Equivalence of approximation by convolutional neural networks and fully-connected networks
This work addresses a foundational problem in machine learning theory by bridging the analysis of CNNs and FCNs, providing a theoretical equivalence that could influence future research in neural network approximation theory.
The paper tackles the theoretical gap between convolutional neural networks (CNNs) and fully-connected networks (FCNs) by proving that approximation bounds for FCNs translate to similar bounds for CNNs on translation equivariant functions, specifically for CNNs without pooling and with circular convolutions.
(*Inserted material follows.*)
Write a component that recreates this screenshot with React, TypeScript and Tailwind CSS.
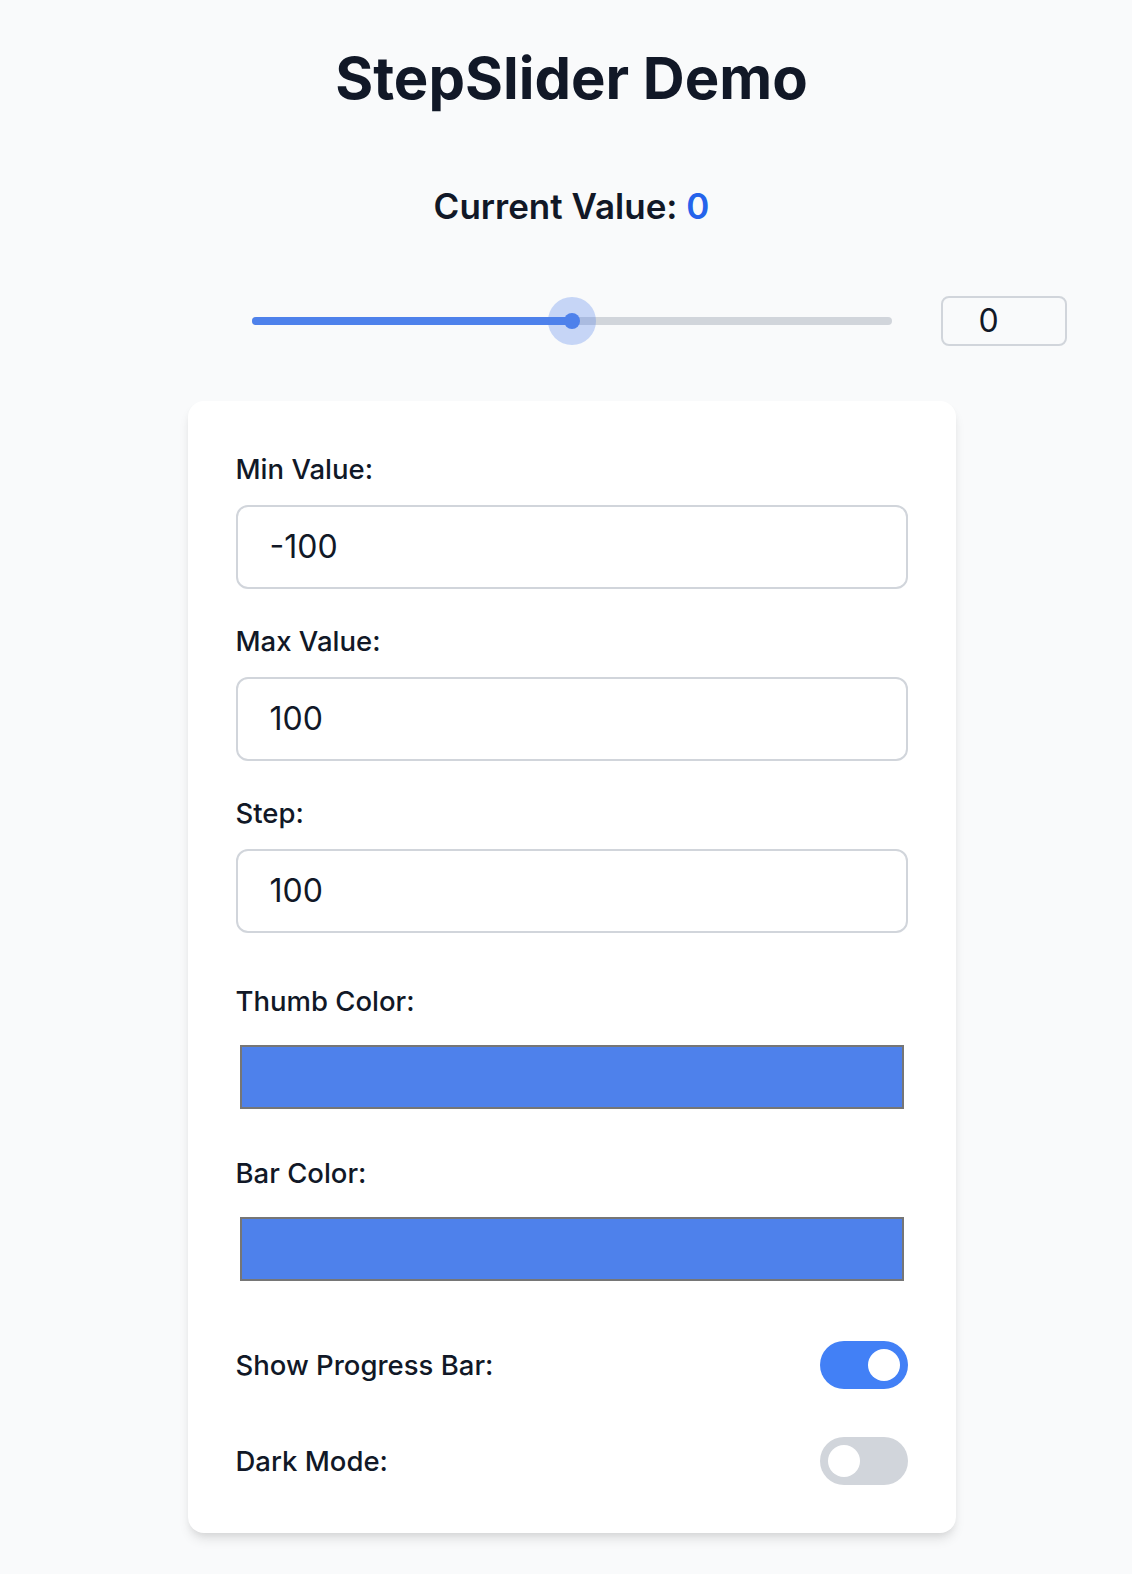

Convolutional neural networks are the most widely used type of neural networks in applications. In mathematical analysis, however, mostly fully-connected networks are studied. In this paper, we establish a connection between both network architectures. Using this connection, we show that all upper and lower bounds concerning approximation rates of {fully-connected} neural networks for functions $f \in \mathcal{C}$ -- for an arbitrary function class $\mathcal{C}$ -- translate to essentially the same bounds concerning approximation rates of convolutional neural networks for functions $f \in {\mathcal{C}^{equi}}$, with the class ${\mathcal{C}^{equi}}$ consisting of all translation equivariant functions whose first coordinate belongs to $\mathcal{C}$. All presented results consider exclusively the case of convolutional neural networks without any pooling operation and with circular convolutions, i.e., not based on zero-padding.